Date d'ajout : mardi 05 septembre 2017
par Joseph HUG
CHOISIR 315, MARS 1986
Une entreprise très ambitieuse, sous la direction de Charles Kannengiesser, jésuite, professeur de patrologie à l'Institut catholique de Paris : décrire la connaissance et l'usage de la Bible depuis les origines jusqu'à aujourd'hui! Un tel projet n'a pas de modèle dans le monde francophone. Dans le monde anglosaxon, la « Cambridge History of Bible » en trois volumes, parue en 1963, serait un ouvrage analogue, mais en plus petit.
Les deux premiers volumes parus sont consacrés au monde méditerranéen oriental durant les six premiers siècles et au monde occidental pendant le Moyen Age jusqu'au XVIe siècle. Une bonne quarantaine de spécialistes, laïcs et clercs, la plupart francophones, collaborent à ce vaste programme. Les articles, de cinq à vingt-cinq pages, sont destinés à un public cultivé. Dépouillés d'une érudition fastidieuse, ils sont souvent d'une lecture aisée.
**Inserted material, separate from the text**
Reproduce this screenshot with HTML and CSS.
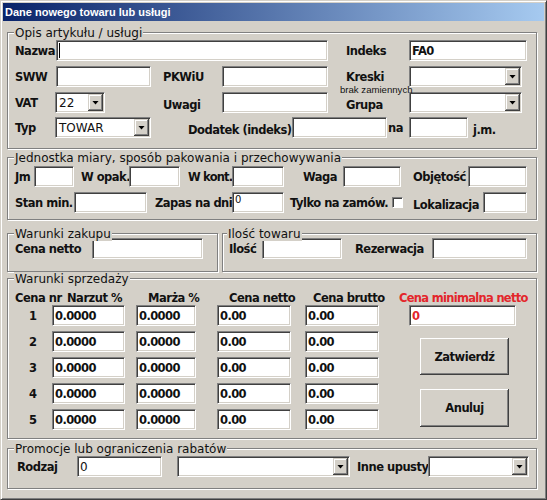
FILE: index.html
```html
<!DOCTYPE html>
<html lang="pl">
<head>
<meta charset="utf-8">
<title>Dane nowego towaru lub usługi</title>
<link rel="stylesheet" href="styles.css">
</head>
<body>
<div class="window">
  <div class="titlebar">Dane nowego towaru lub usługi</div>
  <div class="client">

    <section class="group g-opis">
      <span class="legend">Opis artykułu / usługi</span>
      <div class="row">
        <span class="lbl l-c1">Nazwa</span>
        <span class="field f-nazwa"><span class="caret"></span></span>
        <span class="lbl l-indeks">Indeks</span>
        <span class="field f-indeks">FA0</span>
      </div>
      <div class="row">
        <span class="lbl l-c1">SWW</span>
        <span class="field f-sww"></span>
        <span class="lbl l-pkwiu">PKWiU</span>
        <span class="field f-pkwiu"></span>
        <span class="lbl l-indeks l-kreski">Kreski<span class="note">brak zamiennych</span></span>
        <span class="field combo c-kreski"><span class="val"></span><span class="dd"><span class="tri"></span></span></span>
      </div>
      <div class="row">
        <span class="lbl l-c1b">VAT</span>
        <span class="field combo c-vat"><span class="val reg">22</span><span class="dd"><span class="tri"></span></span></span>
        <span class="lbl l-uwagi low">Uwagi</span>
        <span class="field f-pkwiu"></span>
        <span class="lbl l-indeks low">Grupa</span>
        <span class="field combo c-kreski"><span class="val"></span><span class="dd"><span class="tri"></span></span></span>
      </div>
      <div class="row row-d">
        <span class="lbl l-c1b">Typ</span>
        <span class="field combo c-typ"><span class="val reg">TOWAR</span><span class="dd"><span class="tri"></span></span></span>
        <span class="lbl l-dodatek low">Dodatek (indeks)</span>
        <span class="field f-dodatek"></span>
        <span class="lbl l-na">na</span>
        <span class="field f-na"></span>
        <span class="lbl l-jm low">j.m.</span>
      </div>
    </section>

    <section class="group g-jedn">
      <span class="legend">Jednostka miary, sposób pakowania i przechowywania</span>
      <div class="row">
        <span class="lbl l-jm2">Jm</span>
        <span class="field f-jm"></span>
        <span class="lbl l-wopak">W opak.</span>
        <span class="field f-wopak"></span>
        <span class="lbl l-wkont">W kont.</span>
        <span class="field f-wkont"></span>
        <span class="lbl l-waga">Waga</span>
        <span class="field f-waga"></span>
        <span class="lbl l-obj">Objętość</span>
        <span class="field f-obj"></span>
      </div>
      <div class="row">
        <span class="lbl l-stan">Stan min.</span>
        <span class="field f-stan"></span>
        <span class="lbl l-zapas">Zapas na dni</span>
        <span class="field f-zapas">0</span>
        <span class="lbl l-tylko">Tylko na zamów.</span>
        <span class="check"></span>
        <span class="lbl l-lok low">Lokalizacja</span>
        <span class="field f-lok"></span>
      </div>
    </section>

    <div class="pair">
      <section class="group g-zakup">
        <span class="legend">Warunki zakupu</span>
        <div class="row">
          <span class="lbl l-cena">Cena netto</span>
          <span class="field f-cenazak"></span>
        </div>
      </section>
      <section class="group g-ilosc">
        <span class="legend legend-near">Ilość towaru</span>
        <div class="row">
          <span class="lbl l-ilosc">Ilość</span>
          <span class="field f-ilosc"></span>
          <span class="lbl l-rez">Rezerwacja</span>
          <span class="field f-rez"></span>
        </div>
      </section>
    </div>

    <section class="group g-sprz">
      <span class="legend">Warunki sprzedaży</span>
      <div class="sprz">
        <div class="prices">
          <div class="phead">
            <span class="lbl h-nr">Cena nr</span>
            <span class="lbl h-narzut">Narzut %</span>
            <span class="lbl h-marza">Marża %</span>
            <span class="lbl h-netto">Cena netto</span>
            <span class="lbl h-brutto">Cena brutto</span>
          </div>
          <div class="prow">
            <span class="lbl num">1</span>
            <span class="field f-narzut">0.0000</span>
            <span class="field f-marza">0.0000</span>
            <span class="field f-netto">0.00</span>
            <span class="field f-netto">0.00</span>
          </div>
          <div class="prow">
            <span class="lbl num">2</span>
            <span class="field f-narzut">0.0000</span>
            <span class="field f-marza">0.0000</span>
            <span class="field f-netto">0.00</span>
            <span class="field f-netto">0.00</span>
          </div>
          <div class="prow">
            <span class="lbl num">3</span>
            <span class="field f-narzut">0.0000</span>
            <span class="field f-marza">0.0000</span>
            <span class="field f-netto">0.00</span>
            <span class="field f-netto">0.00</span>
          </div>
          <div class="prow">
            <span class="lbl num">4</span>
            <span class="field f-narzut">0.0000</span>
            <span class="field f-marza">0.0000</span>
            <span class="field f-netto">0.00</span>
            <span class="field f-netto">0.00</span>
          </div>
          <div class="prow">
            <span class="lbl num">5</span>
            <span class="field f-narzut">0.0000</span>
            <span class="field f-marza">0.0000</span>
            <span class="field f-netto">0.00</span>
            <span class="field f-netto">0.00</span>
          </div>
        </div>
        <div class="minside">
          <span class="lbl red h-min">Cena minimalna netto</span>
          <span class="field f-min red">0</span>
          <button class="winbtn b-ok" type="button">Zatwierdź</button>
          <button class="winbtn b-cancel" type="button">Anuluj</button>
        </div>
      </div>
    </section>

    <section class="group g-promo">
      <span class="legend">Promocje lub ograniczenia rabatów</span>
      <div class="row">
        <span class="lbl l-rodzaj">Rodzaj</span>
        <span class="field f-rodzaj reg">0</span>
        <span class="field combo c-rodzaj2"><span class="val"></span><span class="dd"><span class="tri"></span></span></span>
        <span class="lbl l-inne">Inne upusty</span>
        <span class="field combo c-inne"><span class="val"></span><span class="dd"><span class="tri"></span></span></span>
      </div>
    </section>

  </div>
</div>
</body>
</html>
```

FILE: styles.css
```css
* { box-sizing: border-box; }
html, body { margin: 0; padding: 0; }
body {
  background: #d4d0c8;
  font-family: "DejaVu Sans", sans-serif;
  font-size: 11px;
  color: #000;
}

.window {
  width: 547px;
  height: 500px;
  border: 1px solid;
  border-color: #d4d0c8 #404040 #404040 #d4d0c8;
  box-shadow: inset 1px 1px #fff, inset -1px -1px #808080;
  padding: 2px;
  background: #d4d0c8;
}

.titlebar {
  height: 18px;
  padding: 1px 0 0 2px;
  line-height: 17px;
  background: linear-gradient(to right, #0a246a, #a6caf0);
  color: #fff;
  font-family: "Liberation Sans", Arial, sans-serif;
  font-weight: bold;
  font-size: 11px;
  white-space: nowrap;
}

.client { padding-left: 4px; }

/* group boxes */
.group {
  position: relative;
  width: 530px;
  border: 1px solid #808080;
  box-shadow: inset 1px 1px #fff, 1px 1px #fff;
}
.legend {
  position: absolute;
  top: -7px;
  left: 6px;
  padding: 0 1px;
  background: #d4d0c8;
  font-family: "DejaVu Sans", sans-serif;
  font-size: 12px;
  line-height: 14px;
  font-weight: normal;
  color: #111;
  white-space: nowrap;
}
.legend-near { left: 4px; }

.g-opis { margin-top: 11px; padding: 7px 0 10px 7px; }
.g-jedn { margin-top: 8px; padding: 8px 0 6px 7px; }
.pair { display: flex; margin-top: 13px; }
.g-zakup { width: 211px; padding: 4px 0 12px 7px; }
.g-ilosc { width: 315px; margin-left: 4px; padding: 4px 0 12px 6px; }
.g-sprz { margin-top: 6px; padding: 12px 0 8px 7px; }
.g-promo { margin-top: 9px; padding: 7px 0 11px 9px; }

.row { display: flex; align-items: center; height: 21px; }
.row + .row { margin-top: 5px; }
.row.row-d { margin-top: 4px; }

/* labels */
.lbl {
  flex: none;
  font-weight: bold;
  font-size: 11.5px;
  letter-spacing: -0.5px;
  line-height: 14px;
  color: #111;
  white-space: nowrap;
}
.low { align-self: flex-end; margin-bottom: 1px; }

/* sunken edit field */
.field {
  flex: none;
  display: flex;
  align-items: center;
  height: 21px;
  padding-left: 2px;
  background: #fff;
  border: 1px solid;
  border-color: #808080 #fff #fff #808080;
  box-shadow: inset 1px 1px #404040, inset -1px -1px #d4d0c8;
  font-weight: bold;
  font-size: 11.5px;
  letter-spacing: -0.6px;
  color: #111;
  white-space: nowrap;
}
.reg { font-weight: normal; font-size: 12px; letter-spacing: 0; }
.caret { width: 1px; height: 15px; background: #000; }
.lbl.red, .field.red { color: #e3262b; }

/* combo box */
.combo { padding: 1px; justify-content: space-between; }
.combo .val { padding-left: 2px; }
.dd {
  width: 15px;
  height: 17px;
  display: flex;
  align-items: center;
  justify-content: center;
  background: #d4d0c8;
  box-shadow: inset -1px -1px #404040, inset 1px 1px #d4d0c8, inset -2px -2px #808080, inset 2px 2px #fff;
}
.tri {
  width: 7px;
  height: 4px;
  background: #000;
  clip-path: polygon(0 0, 100% 0, 50% 100%);
}

.check {
  flex: none;
  width: 11px;
  height: 11px;
  background: #fff;
  border: 1px solid;
  border-color: #808080 #fff #fff #808080;
  box-shadow: inset 1px 1px #404040;
}

/* group 1 */
.l-c1 { width: 41px; }
.l-c1b { width: 40px; }
.f-nazwa { width: 272px; }
.l-indeks { margin-left: 18px; width: 63px; }
.f-indeks { width: 118px; }
.f-sww { width: 95px; }
.l-pkwiu { margin-left: 12px; width: 59px; }
.f-pkwiu { width: 106px; }
.l-kreski { position: relative; }
.note {
  position: absolute;
  left: -6px;
  top: 15px;
  font-family: "Liberation Sans", Arial, sans-serif;
  font-size: 9.6px;
  line-height: 10px;
  font-weight: normal;
  letter-spacing: 0;
}
.c-kreski { width: 113px; }
.c-vat { width: 50px; }
.l-uwagi { margin-left: 58px; width: 59px; }
.c-typ { width: 96px; }
.l-dodatek { margin-left: 37px; width: 104px; }
.f-dodatek { width: 95px; }
.l-na { margin-left: 1px; width: 21px; }
.f-na { width: 59px; }
.l-jm { margin-left: 5px; }

/* group 2 */
.l-jm2 { width: 19px; }
.f-jm { width: 40px; }
.l-wopak { margin-left: 7px; width: 48px; }
.f-wopak { width: 51px; }
.l-wkont { margin-left: 8px; width: 44px; letter-spacing: -0.8px; }
.f-wkont { width: 52px; }
.l-waga { margin-left: 19px; width: 40px; }
.f-waga { width: 58px; }
.l-obj { margin-left: 12px; width: 55px; }
.f-obj { width: 59px; }
.l-stan { width: 59px; }
.f-stan { width: 73px; }
.l-zapas { margin-left: 8px; width: 77px; }
.f-zapas {
  width: 52px;
  align-items: flex-start;
  padding-top: 1px;
  font-weight: normal;
  font-size: 10px;
  letter-spacing: 0;
  line-height: 11px;
}
.l-tylko { margin-left: 6px; width: 102px; }
.l-lok { margin-left: 10px; width: 70px; }
.f-lok { width: 44px; }

/* group 3 */
.l-cena { width: 77px; }
.f-cenazak { width: 111px; }
.l-ilosc { width: 33px; }
.f-ilosc { width: 80px; }
.l-rez { margin-left: 13px; width: 77px; }
.f-rez { width: 95px; }

/* group 4 */
.sprz { display: flex; }
.prices { width: 364px; flex: none; }
.phead, .prow {
  display: grid;
  grid-template-columns: 37px 84px 81px 88px 74px;
  align-items: center;
}
.phead { height: 14px; }
.prow { height: 21px; margin-top: 5px; }
.phead + .prow { margin-top: 0; }
.h-narzut { padding-left: 15px; }
.h-marza { padding-left: 12px; }
.h-netto { padding-left: 12px; }
.h-brutto { padding-left: 8px; }
.num { padding-left: 14px; }
.f-narzut { width: 73px; }
.f-marza { width: 60px; }
.f-netto { width: 74px; }

.minside {
  margin-left: 20px;
  display: flex;
  flex-direction: column;
  align-items: flex-start;
}
.h-min { line-height: 14px; height: 14px; letter-spacing: -0.7px; }
.f-min { width: 107px; margin-left: 10px; }
.winbtn {
  margin-left: 21px;
  width: 89px;
  padding: 0;
  border: none;
  background: #d4d0c8;
  box-shadow: inset -1px -1px #404040, inset 1px 1px #fff, inset -2px -2px #808080, inset 2px 2px #d4d0c8;
  font-family: "DejaVu Sans", sans-serif;
  font-size: 11.5px;
  font-weight: bold;
  letter-spacing: -0.5px;
  color: #111;
}
.b-ok { margin-top: 12px; height: 37px; }
.b-cancel { margin-top: 14px; height: 38px; }

/* group 5 */
.l-rodzaj { width: 60px; }
.f-rodzaj { width: 85px; }
.c-rodzaj2 { margin-left: 15px; width: 173px; }
.l-inne { margin-left: 7px; width: 71px; }
.c-inne { width: 101px; }
```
Parmi les articles, tous intéressants, j'ai relevé l'étude de Marcel Borret sj, consacrée à la polémique anti-chrétienne du philosophe païen Celse, au IIIe siècle, contre laquelle le grand théologien Origène s'éleva. Il est frappant de voir à travers les siècles la permanence de la critique rationaliste contre la Bible, notamment contre la vie de Jésus et contre Paul. Certains arguments invoqués par Celse gardent une actualité étonnante.
La Bible a une dimension esthétique : elle inspire l'art chrétien. Je citerai ici l'étude magistrale de Nicole Thierry sur les fresques des églises rupestres de Cappadoce. Ce pays d'Anatolie, au paysage très tourmenté, forma un refuge pour des chrétiens du Proche Orient qui fuyaient les invasions arabes islamiques. Les fresques peintes sur les voûtes du rocher volcanique sont des chefs-d'œuvre.
Dans le second volume, j'ai été particulièrement intéressé par l'aperçu sur l'exégèse rabbinique d'Aryeh Graboïs de l'université de Haïfa. L'auteur montre que les différents sens de l'Écriture en usage dans le christianisme ancien et médiéval se retrouvent analogiquement dans la lecture juive. Par ailleurs, le non spécialiste découvre l'histoire passionnante des déplacements des maîtres, comme l'installation à Lucques, en Toscane, de la famille mésopotamienne des Calonymides, vers la fin du Ville siècle, puis l'arrivée, un siècle plus tard, d'un des membres de la famille à Worms, au bord du Rhin. On trouve là la trace de la famille et de l'école ashkénaze, tandis que l'école sépharade, connaissant l'arabe, demeura dans les pays musulmans (Afrique du Nord, Espagne). Ces deux branches se retrouvent encore dans le judaïsme moderne.
J'épinglerai enfin, de Pierre Riché, l'étude sur la Bible et la politique carolingienne. Les princes carolingiens se sont appuyés sur une idéologie royale puisée dans l'Ancien testament. Ils s'estimaient les successeurs des rois d'Israël et de Juda, en tout premier lieu de David. Par contre, des évêques, à la même époque, s'opposaient aux excès du pouvoir royal au nom des prophètes vétéro-testamentaires, instance critique de la monarchie israélite.
Projet démesuré, la « Bible de tous les temps » donne parfois l'impression du décousu et de l'inachevé, spécialement dans le premier tome et entre les deux volumes. Il aurait été intéressant d'ajouter une lecture politique de la Bible dans le monde grec ancien, comme pendant à l'excellente étude sur les Carolingiens. Loisir est laissé au lecteur patient de tisser lui-même des fils entre les époques!
La publication se poursuit avec diligence, avec la parution à l'automne 1985 du volume 2, consacré au monde latin antique, sous la direction de Jacques Fontaine et Charles Pietri, et celle du volume 8, le dernier, sous la direction de Claude Savart et Jean-Noël Aletti, traitant du monde contemporain. Les trois autres volumes sur les XVIe, XVIIe et XVIIIe siècles paraîtront en 1986 et 1987.